Keywords:William Shakespeare, King Lear, Plot, Structure

ARTICLE HISTORY: Received:3 October 2018 Revised:26 October 2018 Accepted:21 November 2018 Published:31 December 2018.

Contribution/ Originality:This study contributes in the existing literature to identifying the dramatic devices and techniques which William Shakespeare used in constructing his play King Lear. It involves analyzing the structure and plot and main themes of the play. Moreover, it shows thereby the originality of Shakespeare's oeuvre of drama.

1. INTRODUCTION

Among many other Shakespearean tragedies, King Lear, which was published in 1623, is considered one of the most tragic plays ever written in English literature. The tragedy of King Lear results when man's law gains precedence over the law of nature. The main source of tragedy in King Lear, therefore, is the character. Perhaps Shakespeare was more concerned with human behavior than any other elements of life. His major goal was to illuminate the dark side of humanity and penetrate into the heart of its nature. However, the four most significant generic contexts influencing this play are history, romance, comedy and tragedy.

In King Lear, there are many elements of dramatic conventions one should be aware of so that analyzing these elements can help to understand the action as connected, purposeful, and oriented to a logical end rather than considering it as a haphazard gathering of apparently accidental incidents .This confirms the fact that anything we are told by Shakespeare is for purpose and has some consequences. However, in constructing the tragedy of King Lear, Shakespeare uses different literary devices. The most important one is the use of double plot. This device serves an important function, as it highlights the natural law as an crucial aspect of both plots. By emphasizing the important role of nature which seems absent in King Lear, Shakespeare is able to demonstrate the tragic consequences that result from the absence of such an important role.

The play appears in two forms or editions. First, it was printed in 1608 and referred to as the First Quarto. The second edition appears in a 1623 Folio edition. Because there exist to be some missing parts in the two editions, some recent anthologies include a combination of both editions.

2. THE PLAY STRUCTURE

The structure of the play was common among most Elizabethan plays. It is a five-act tragedy. Most Elizabethan theatre adheres to the five-act structure, which corresponds to the divisions in the action and makes the audience easily figure out and thus understand the various parts of the tragedy. The first act is the exposition, in which the playwright sets forth the problem and introduces the main characters. In addition, it establishes the nature of the conflict between Cordelia and Lear, among Goneril and Regan and Lear, and between Gloucester and Edgar .Consequently, the opening scene gives rise to the problem of domestic and personal relationships which are closely linked with royal power and authority. Act two is the complication ( rising action) in which the entanglement or conflict develops further. The erosion of Lear's power and respect begins, the depth of the conflict between Lear and his daughters is revealed, and the conspiracy that unites Goneril, Regan, and Edmund is established. Act three is the climax in which the action of the play takes a turning- point and the crisis occurs. In this act, Lear has been cast adrift in the storm and his words reveal that he begins to lose  his mind and his sanity. Likewise, the extent of Regan and Cornwall's depravity is revealed as they torture Gloucester, ultimately gouging out his eyes.
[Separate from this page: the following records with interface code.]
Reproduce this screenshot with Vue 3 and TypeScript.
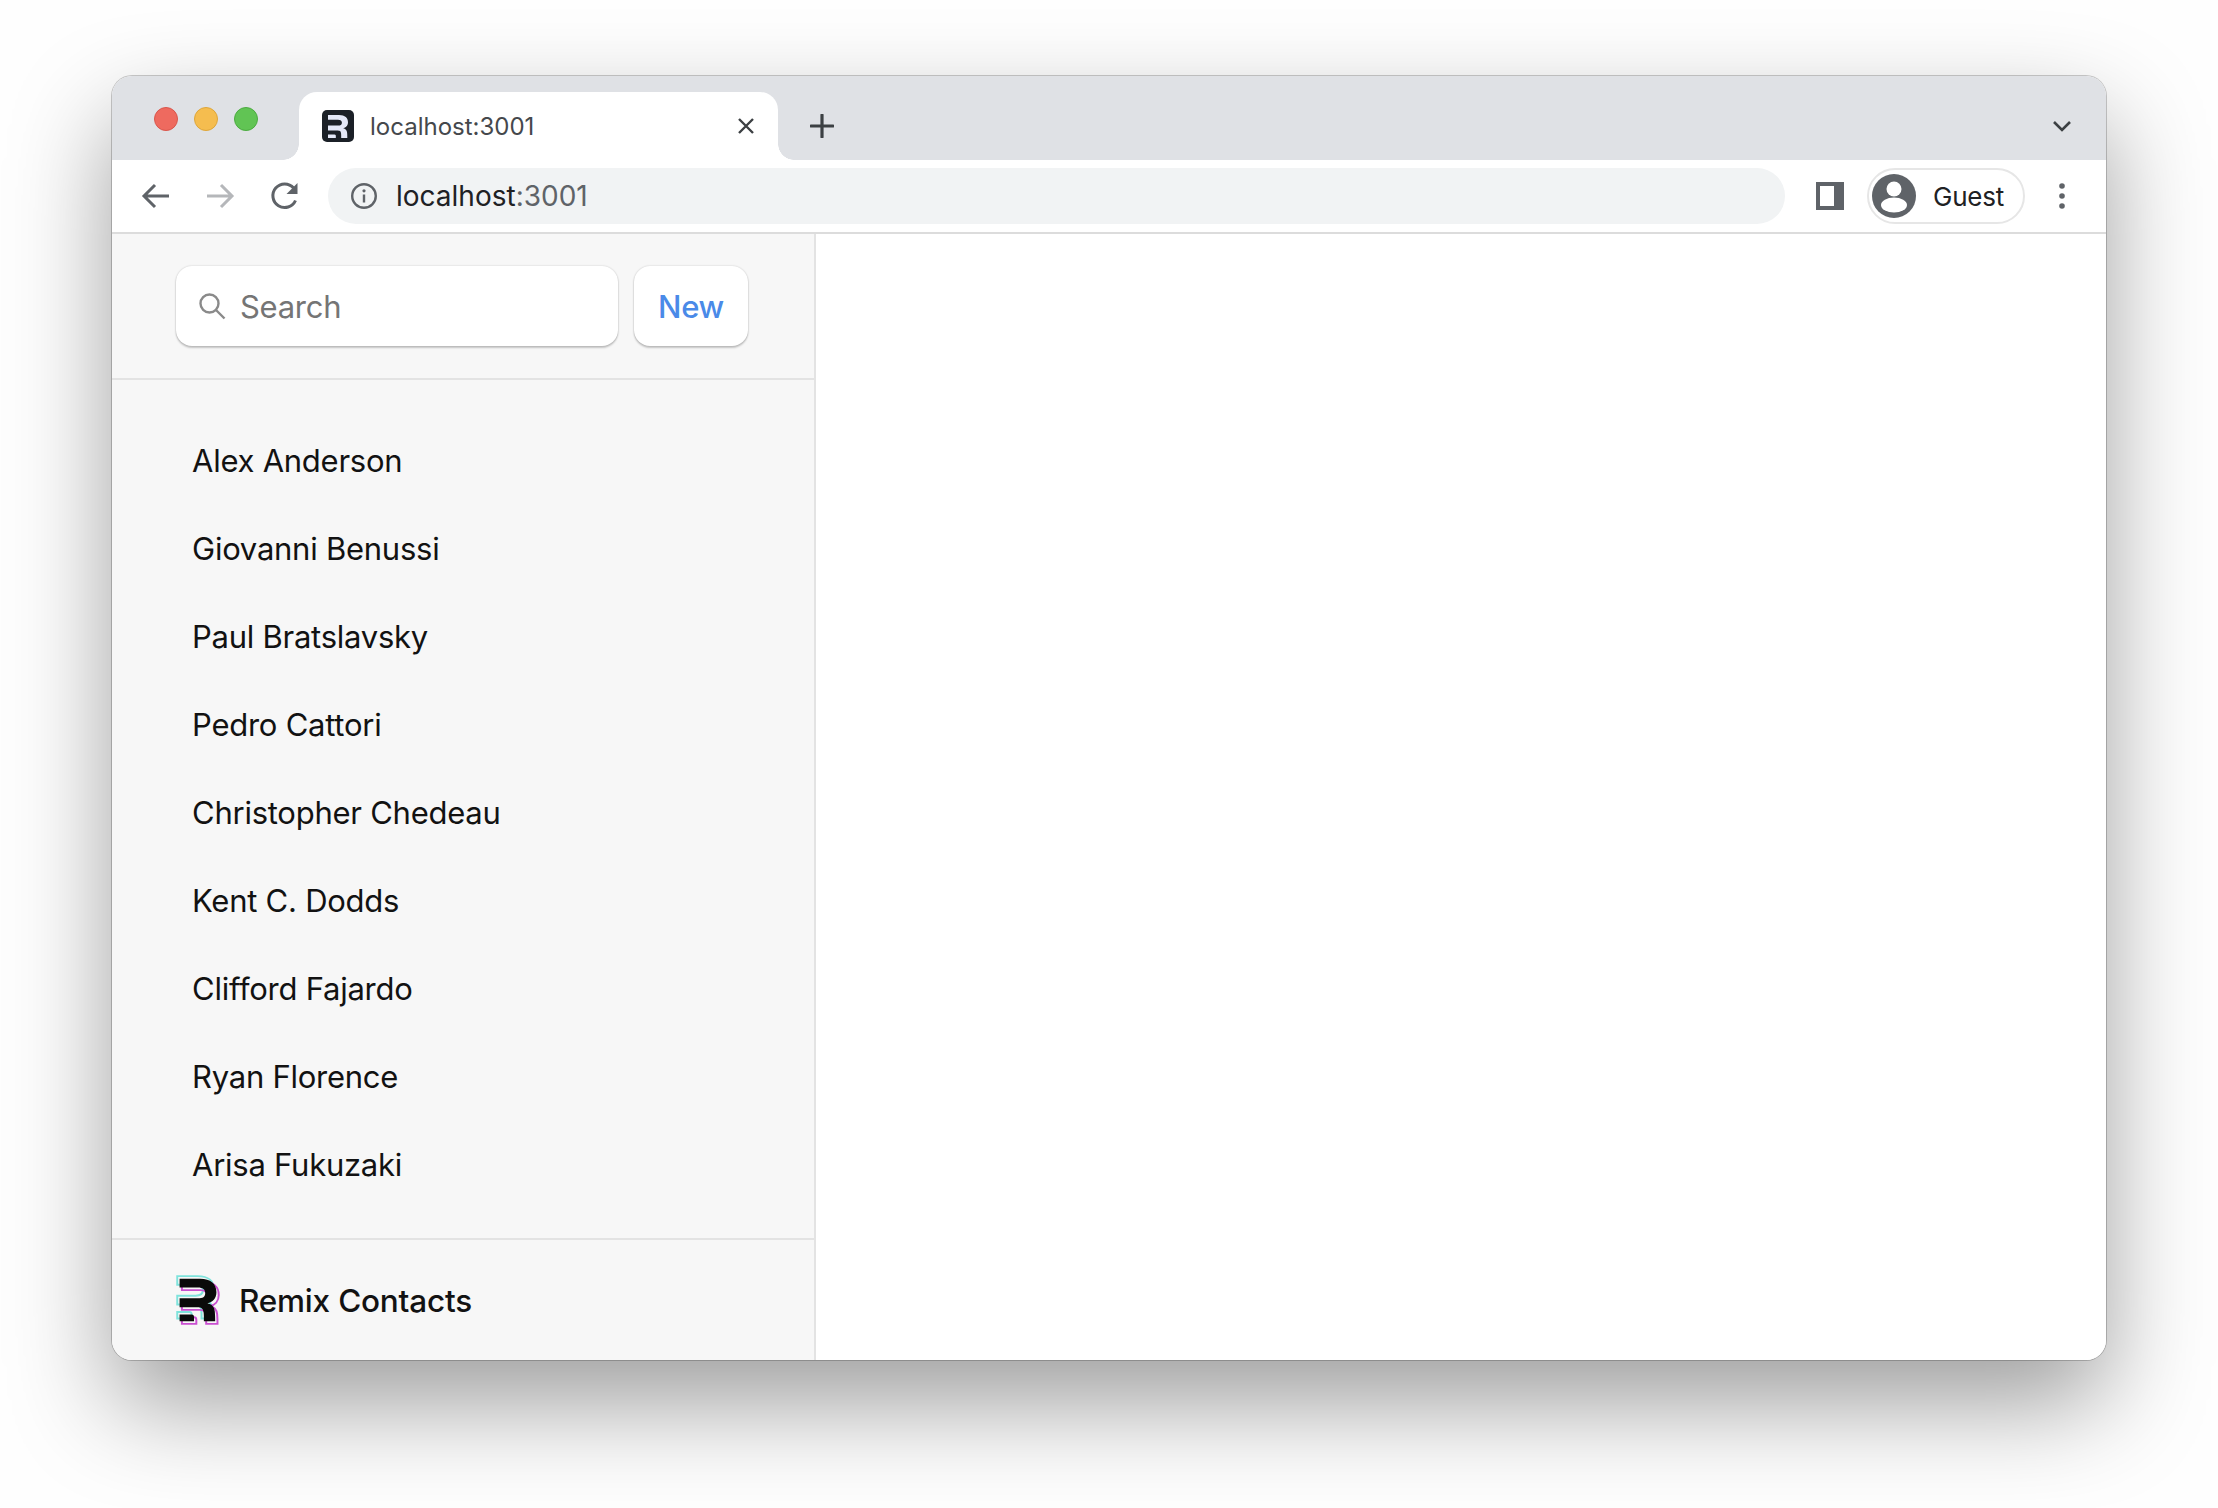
<script setup lang="ts">
const contacts: string[] = [
  'Alex Anderson',
  'Giovanni Benussi',
  'Paul Bratslavsky',
  'Pedro Cattori',
  'Christopher Chedeau',
  'Kent C. Dodds',
  'Clifford Fajardo',
  'Ryan Florence',
  'Arisa Fukuzaki',
]
const rMain =
  'M392.946 364.768C397.201 419.418 397.201 445.036 397.201 473H270.756C270.756 466.909 270.865 461.337 270.975 455.687C271.317 438.123 271.674 419.807 268.828 382.819C265.067 328.667 241.748 316.634 198.871 316.634H160.883H0V218.109H204.889C259.05 218.109 286.13 201.633 286.13 158.011C286.13 119.654 259.05 96.4098 204.889 96.4098H0V0H227.456C350.069 0 411 57.9117 411 150.42C411 219.613 368.13 264.739 310.22 272.26C359.105 282.037 387.683 309.865 392.946 364.768Z'
const rFoot = 'M0 473V399.553H133.697C156.029 399.553 160.878 416.116 160.878 425.994V473H0Z'
</script>

<template>
  <div class="page">
    <div class="window">
      <div class="strip">
        <div class="lights">
          <span class="light red"></span>
          <span class="light yellow"></span>
          <span class="light green"></span>
        </div>
        <div class="tab">
          <span class="favicon">
            <svg viewBox="0 0 411 473" width="20" height="23">
              <path :d="rMain" fill="#e4e8f8" />
              <path :d="rFoot" fill="#e4e8f8" />
            </svg>
          </span>
          <span class="tab-title">localhost:3001</span>
          <svg class="tab-close" viewBox="0 0 18 18" width="18" height="18">
            <path d="M2 2 16 16M16 2 2 16" stroke="#3c4043" stroke-width="2.4" fill="none" />
          </svg>
        </div>
        <svg class="tab-plus" viewBox="0 0 24 24" width="24" height="24">
          <path d="M12 1v22M1 12h22" stroke="#3c4043" stroke-width="3.2" stroke-linecap="round" fill="none" />
        </svg>
        <svg class="tab-menu" viewBox="0 0 20 12" width="20" height="12">
          <path d="M2 2 10 10 18 2" stroke="#3c4043" stroke-width="2.6" fill="none" />
        </svg>
      </div>

      <div class="toolbar">
        <svg class="nav" viewBox="0 0 32 32" width="32" height="32">
          <path d="M29 16H5M15 5 4 16l11 11" stroke="#5f6368" stroke-width="3" fill="none" />
        </svg>
        <svg class="nav" viewBox="0 0 32 32" width="32" height="32">
          <path d="M3 16h24M17 5l11 11-11 11" stroke="#b5b7ba" stroke-width="3" fill="none" />
        </svg>
        <svg class="nav reload" viewBox="0 0 32 32" width="32" height="32">
          <path d="M26.5 20.5A11.8 11.8 0 1 1 24.6 8" stroke="#5f6368" stroke-width="3" fill="none" />
          <path d="M28.5 3v11h-11z" fill="#5f6368" />
        </svg>
        <div class="omnibox">
          <svg class="info" viewBox="0 0 28 28" width="28" height="28">
            <circle cx="14" cy="14" r="11.8" stroke="#5f6368" stroke-width="2.4" fill="none" />
            <path d="M14 12.5v8" stroke="#5f6368" stroke-width="2.4" fill="none" />
            <circle cx="14" cy="8.8" r="1.6" fill="#5f6368" />
          </svg>
          <span class="url"><span class="host">localhost</span><span class="port">:3001</span></span>
        </div>
        <svg class="panel" viewBox="0 0 28 28" width="28" height="28">
          <path fill-rule="evenodd" d="M0 0h28v28H0zM4 4v20h14V4z" fill="#5f6368" />
        </svg>
        <div class="profile">
          <svg viewBox="0 0 44 44" width="44" height="44">
            <circle cx="22" cy="22" r="22" fill="#5f6368" />
            <circle cx="22" cy="15" r="7.5" fill="#fff" />
            <ellipse cx="22" cy="31" rx="13" ry="7.5" fill="#fff" />
          </svg>
          <span class="guest">Guest</span>
        </div>
        <svg class="dots" viewBox="0 0 8 28" width="8" height="28">
          <circle cx="4" cy="4" r="2.8" fill="#5f6368" />
          <circle cx="4" cy="14" r="2.8" fill="#5f6368" />
          <circle cx="4" cy="24" r="2.8" fill="#5f6368" />
        </svg>
      </div>

      <div class="content">
        <aside class="sidebar">
          <div class="side-head">
            <div class="search">
              <svg viewBox="0 0 28 28" width="28" height="28">
                <circle cx="11.5" cy="11.5" r="9" stroke="#8a8a8a" stroke-width="2.4" fill="none" />
                <path d="M18 18l8.5 8.5" stroke="#8a8a8a" stroke-width="2.4" fill="none" />
              </svg>
              <span class="placeholder">Search</span>
            </div>
            <div class="new-btn">New</div>
          </div>
          <ul class="list">
            <li v-for="name in contacts" :key="name" class="item">{{ name }}</li>
          </ul>
          <div class="side-foot">
            <svg class="logo" viewBox="-40 -40 491 553" width="44" height="50">
              <g transform="translate(-26 -30)" fill="none" stroke="#7fe3dc" stroke-width="22">
                <path :d="rMain" /><path :d="rFoot" />
              </g>
              <g transform="translate(26 30)" fill="none" stroke="#c94fd0" stroke-width="22">
                <path :d="rMain" /><path :d="rFoot" />
              </g>
              <path :d="rMain" fill="#0a0a0a" />
              <path :d="rFoot" fill="#0a0a0a" />
            </svg>
            <span class="brand">Remix Contacts</span>
          </div>
        </aside>
        <main class="detail"></main>
      </div>
    </div>
  </div>
</template>

<style>
html,
body {
  margin: 0;
  background: #fefefe;
}
</style>

<style scoped>
.page {
  width: 2218px;
  height: 1508px;
  box-sizing: border-box;
  padding: 76px 112px 0;
  overflow: hidden;
  font-family: Inter, "Liberation Sans", sans-serif;
}
.window {
  width: 1994px;
  height: 1284px;
  display: flex;
  flex-direction: column;
  border-radius: 20px;
  overflow: hidden;
  box-shadow: 0 44px 100px rgba(0, 0, 0, 0.38), 0 0 0 1px rgba(0, 0, 0, 0.2);
  background: #fff;
}
.strip {
  height: 84px;
  flex: none;
  display: flex;
  align-items: flex-end;
  padding-left: 42px;
  background: #dfe1e5;
}
.lights {
  display: flex;
  gap: 16px;
  margin-bottom: 29px;
}
.light {
  width: 24px;
  height: 24px;
  border-radius: 50%;
  box-sizing: border-box;
}
.red {
  background: #ee6a5f;
  border: 1px solid #d9564c;
}
.yellow {
  background: #f5bd4f;
  border: 1px solid #dea63a;
}
.green {
  background: #61c454;
  border: 1px solid #4cab40;
}
.tab {
  position: relative;
  width: 479px;
  height: 68px;
  margin-left: 41px;
  box-sizing: border-box;
  padding: 0 23px 0 23px;
  display: flex;
  align-items: center;
  background: #fff;
  border-radius: 18px 18px 0 0;
}
.tab::before,
.tab::after {
  content: "";
  position: absolute;
  bottom: 0;
  width: 16px;
  height: 16px;
}
.tab::before {
  left: -16px;
  background: radial-gradient(circle at 0 0, transparent 15.5px, #fff 16px);
}
.tab::after {
  right: -16px;
  background: radial-gradient(circle at 100% 0, transparent 15.5px, #fff 16px);
}
.favicon {
  width: 32px;
  height: 32px;
  flex: none;
  border-radius: 5px;
  background: #1b2027;
  display: flex;
  align-items: center;
  justify-content: center;
}
.tab-title {
  margin-left: 16px;
  flex: 1;
  font-size: 24px;
  color: #45484c;
  white-space: nowrap;
}
.tab-close {
  flex: none;
}
.tab-plus {
  margin: 0 0 22px 32px;
  flex: none;
}
.tab-menu {
  margin: 0 34px 28px auto;
  flex: none;
}
.toolbar {
  height: 74px;
  flex: none;
  box-sizing: border-box;
  border-bottom: 2px solid #dcdcdc;
  padding: 8px 30px 8px 28px;
  display: flex;
  align-items: center;
  gap: 32px;
  background: #fff;
}
.nav {
  flex: none;
}
.reload {
  margin-left: 1px;
  margin-right: -1px;
}
.omnibox {
  width: 1457px;
  height: 56px;
  flex: none;
  margin-left: -4px;
  box-sizing: border-box;
  padding-left: 22px;
  display: flex;
  align-items: center;
  border-radius: 28px;
  background: #f1f3f4;
}
.info {
  flex: none;
}
.url {
  margin-left: 18px;
  font-size: 28px;
  white-space: nowrap;
}
.host {
  color: #202124;
}
.port {
  color: #5f6368;
}
.panel {
  flex: none;
  margin-left: -1px;
}
.profile {
  width: 158px;
  height: 56px;
  flex: none;
  margin-left: -9px;
  box-sizing: border-box;
  border: 2px solid #e6e6e6;
  border-radius: 28px;
  padding-left: 3px;
  display: flex;
  align-items: center;
}
.guest {
  margin-left: 17px;
  font-size: 26px;
  letter-spacing: -0.2px;
  color: #202124;
}
.dots {
  flex: none;
  margin-left: 1px;
}
.content {
  flex: 1;
  min-height: 0;
  display: flex;
}
.sidebar {
  width: 704px;
  flex: none;
  box-sizing: border-box;
  border-right: 2px solid #e3e3e3;
  background: #f7f7f7;
  display: flex;
  flex-direction: column;
}
.side-head {
  height: 146px;
  flex: none;
  box-sizing: border-box;
  border-bottom: 2px solid #e3e3e3;
  padding: 32px 0 0 64px;
  display: flex;
  align-items: flex-start;
  gap: 16px;
}
.search {
  width: 442px;
  height: 80px;
  box-sizing: border-box;
  padding-left: 22px;
  display: flex;
  align-items: center;
  gap: 14px;
  background: #fff;
  border-radius: 16px;
  box-shadow: 0 0 2px rgba(0, 0, 0, 0.2), 0 2px 2px rgba(0, 0, 0, 0.2);
}
.placeholder {
  font-size: 31px;
  letter-spacing: -0.28px;
  color: #757575;
}
.new-btn {
  width: 114px;
  height: 80px;
  display: flex;
  align-items: center;
  justify-content: center;
  font-size: 31px;
  letter-spacing: -0.28px;
  font-weight: 500;
  color: #4a8ae8;
  background: #fff;
  border-radius: 16px;
  box-shadow: 0 0 2px rgba(0, 0, 0, 0.2), 0 2px 2px rgba(0, 0, 0, 0.2);
}
.list {
  flex: 1;
  margin: 0;
  list-style: none;
  padding: 36px 0 0 80px;
}
.item {
  height: 88px;
  display: flex;
  align-items: center;
  font-size: 31px;
  letter-spacing: -0.25px;
  color: #121212;
}
.side-foot {
  height: 122px;
  flex: none;
  box-sizing: border-box;
  border-top: 2px solid #e3e3e3;
  padding-left: 64px;
  display: flex;
  align-items: center;
  gap: 19px;
}
.logo {
  flex: none;
}
.brand {
  font-size: 31.5px;
  letter-spacing: -0.2px;
  font-weight: 500;
  color: #121212;
}
.detail {
  flex: 1;
  background: #fff;
}
</style>
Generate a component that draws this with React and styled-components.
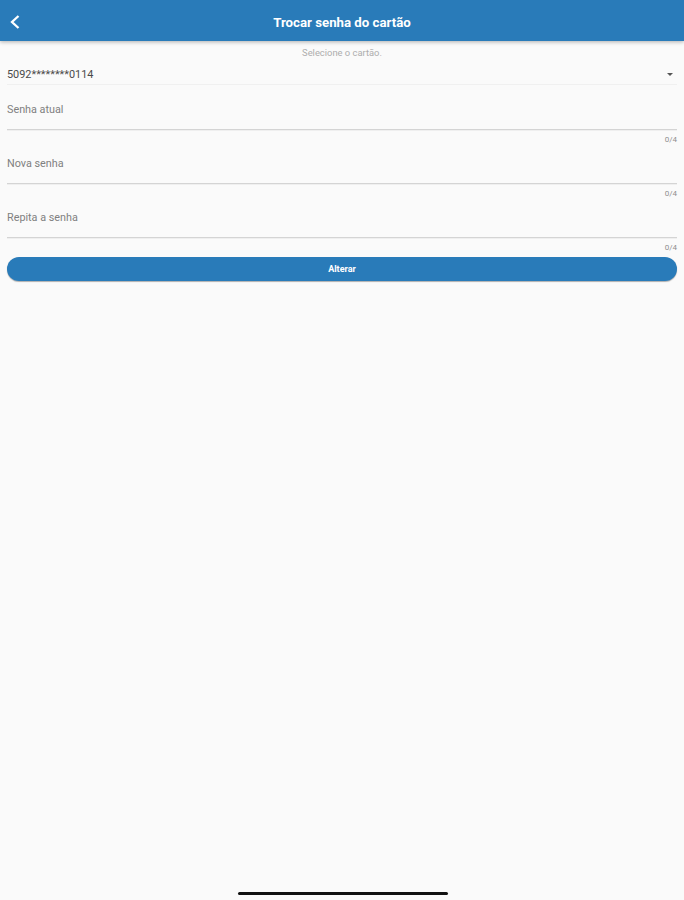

Act four is called the falling action, which signals the beginning of the play's resolution. In this act, we have Edgar reuniting with his father and Cordelia with Lear, who begins to recover from his madness. This act indicates that the story may be moving towards a good-triumphing-over-evil happy ending are the deaths of Cornwall and Oswald  as it is approaching downfall of the conspirators and foreshadows the tragedy of the hero.

In the final act, (act five) the play draws to a close and the action brings closure to the play. This act presents the catastrophe to the play, wherein the conclusion occurs, a resolution to the conflict is established, and the tragedy is actualized. In this act, good and bad characters are dead: Regan and Goneril die, Edmund is killed in a duel with his brother, and Lear and Cordelia die. As the play draws to an end, Edgar is nominated to restore peace and control to the kingdom.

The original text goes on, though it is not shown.